A political action committee in Florida is spearheading a petition drive to legalize and regulate recreational marijuana in the state, after two previous legalization efforts this year were stymied by the courts.
Sensible Florida PAC announced on Friday that it was kicking off “a new petition drive for a proposed amendment to the Florida Constitution that will permit adults 21 and older to grow and use marijuana.”
The group said it has initiated “an aggressive campaign” in order to get the proposal on next year’s ballot.
The timing of the petition drive may strike some as unusual, and the prospects of qualifying for the 2022 ballot might seem dim.
Cannabis Progress Previously Halted in Florida
In June, a different constitutional amendment proposed by Sensible Florida was ruled unconstitutional by the state’s Supreme Court. A majority of the justices took issue with the proposed amendment’s language, particularly the portion that said marijuana would be legalized “for limited use and growing by persons 21 years of age or older,” saying it was “misleading.”
“As an initial matter, the initiative’s ‘age limit’ is clearly not the “limited use” contemplated by the ballot summary,” the majority opinion said. “Indeed, the summary tells voters that the measure will regulate marijuana ‘for limited use… by persons 21 years of age or older.’ The summary thus informs voters that the initiative imposes use limitations on age-eligible persons, not that the age limitation is itself a ‘use’ limitation.

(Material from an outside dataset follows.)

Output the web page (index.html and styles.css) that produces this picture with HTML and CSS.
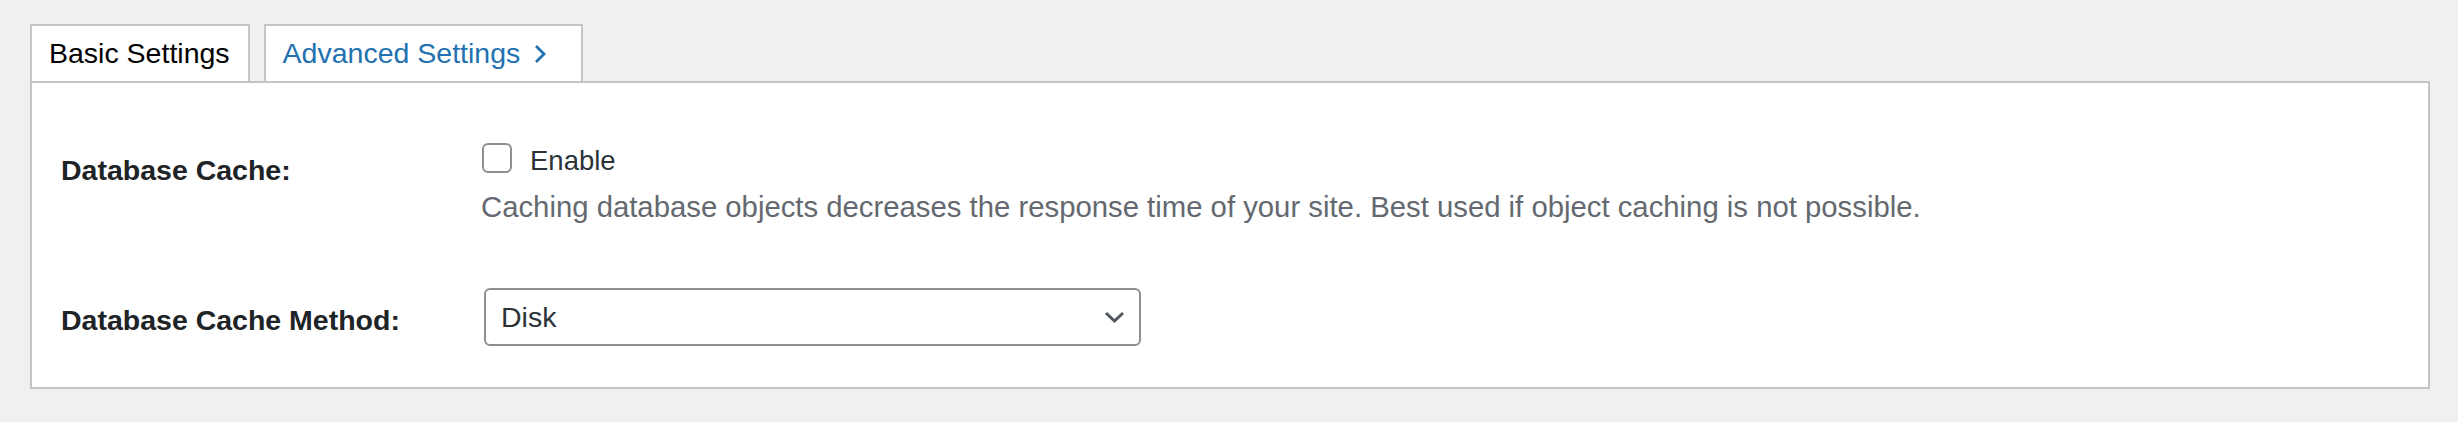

“Secondly, ‘use’ cannot be synonymous with ‘possession,’ ‘growing,’ or ‘gifting.’ Indeed, the initiative separately addresses those activities… The Sponsor’s inability to point to anything in the text of the measure that could credibly support the ‘limited use’ language in the summary leaves no doubt that the summary is affirmatively misleading.”
“We conclude that the language in the ballot summary indicating that the proposed amendment “regulates marijuana … for limited use … by persons 21 years of age or older” is affirmatively misleading and fails to comply with section 101.161(1), Florida Statutes,” the opinion continued. “Accordingly, the proposed amendment should not be placed on the ballot.”
Sensible Florida said at the time that it would go back to the drawing board and offer up a new amendment with the intention of qualifying for next year’s ballot. But for legalization advocates in the Sunshine State, the June ruling by the state Supreme Court was all too familiar. In April, the court struck down a different ballot measure that aimed to legalize recreational pot use in the state, saying that proposal’s language was also misleading.
In that decision, the court specifically took issue with the notion that the measure would not change federal law against marijuana.
“A constitutional amendment cannot unequivocally ‘permit’ or authorize conduct that is criminalized under federal law,” Chief Justice Charles Canady wrote. “A ballot summary suggesting otherwise is affirmatively misleading.”
The challenges to each proposal were backed by Florida Attorney General Ashley Moody, a Republican.
“We thank the Florida Supreme Court for their time and attention to this issue and respect their ruling,” a Moody spokesperson said after the state Supreme Court’s ruling in April. “Floridians must fully understand what they are voting on when they go to the ballot box.”
Other Florida politicians were upset by the decisions. Congressman Charlie Crist, who previously served as governor of the state, lamented June’s ruling and laid blame on Florida’s current governor, Republican Ron DeSantis.
“The Florida Supreme Court that @GovRonDeSantis packed with partisan judges just denied another ballot initiative to let Floridians vote on legalizing marijuana. This is wrong. Legalization should be up to the people of Florida,” Crist tweeted at the time.